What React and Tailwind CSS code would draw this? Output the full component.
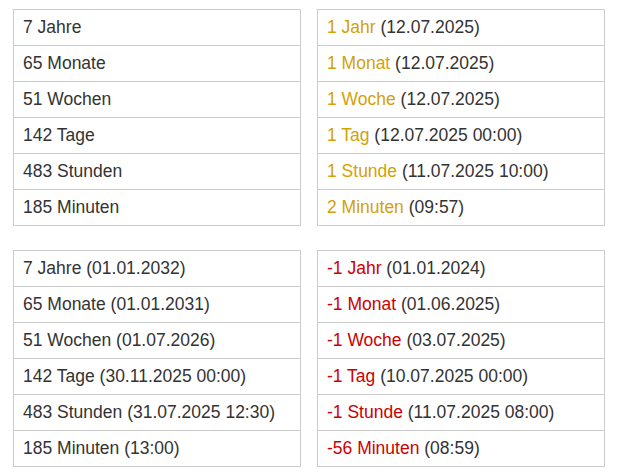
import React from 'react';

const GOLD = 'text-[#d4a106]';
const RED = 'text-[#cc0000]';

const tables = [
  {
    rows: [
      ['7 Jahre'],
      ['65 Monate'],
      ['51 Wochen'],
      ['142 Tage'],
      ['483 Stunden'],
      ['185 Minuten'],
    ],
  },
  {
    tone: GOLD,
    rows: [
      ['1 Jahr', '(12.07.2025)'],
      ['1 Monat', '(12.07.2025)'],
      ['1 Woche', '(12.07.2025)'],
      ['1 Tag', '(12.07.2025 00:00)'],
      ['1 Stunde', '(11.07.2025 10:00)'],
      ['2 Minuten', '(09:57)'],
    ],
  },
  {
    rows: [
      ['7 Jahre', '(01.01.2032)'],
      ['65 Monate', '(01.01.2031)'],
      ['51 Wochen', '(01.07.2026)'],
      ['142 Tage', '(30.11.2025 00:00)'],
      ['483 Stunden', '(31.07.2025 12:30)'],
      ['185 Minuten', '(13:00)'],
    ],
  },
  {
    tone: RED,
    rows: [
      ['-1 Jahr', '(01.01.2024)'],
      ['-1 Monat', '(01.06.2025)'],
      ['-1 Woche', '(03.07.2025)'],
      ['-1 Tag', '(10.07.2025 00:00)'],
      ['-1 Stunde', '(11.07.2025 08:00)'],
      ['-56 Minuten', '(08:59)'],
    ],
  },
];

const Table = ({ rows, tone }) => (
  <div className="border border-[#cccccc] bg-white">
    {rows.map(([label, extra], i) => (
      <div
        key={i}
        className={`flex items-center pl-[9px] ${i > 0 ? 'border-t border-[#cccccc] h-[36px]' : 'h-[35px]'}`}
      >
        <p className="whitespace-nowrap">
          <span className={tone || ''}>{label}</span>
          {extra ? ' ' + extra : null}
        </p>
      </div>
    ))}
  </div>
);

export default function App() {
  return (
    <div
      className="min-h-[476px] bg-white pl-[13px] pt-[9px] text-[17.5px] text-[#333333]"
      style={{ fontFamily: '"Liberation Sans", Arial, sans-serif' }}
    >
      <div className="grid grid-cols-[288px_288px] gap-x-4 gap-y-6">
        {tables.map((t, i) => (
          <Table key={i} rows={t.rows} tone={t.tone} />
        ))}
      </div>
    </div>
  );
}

§

**What is being asked:** Copy each line of the listing in which the word "React" can be found.

**Result:**
What React and Tailwind CSS code would draw this? Output the full component.
import React from 'react';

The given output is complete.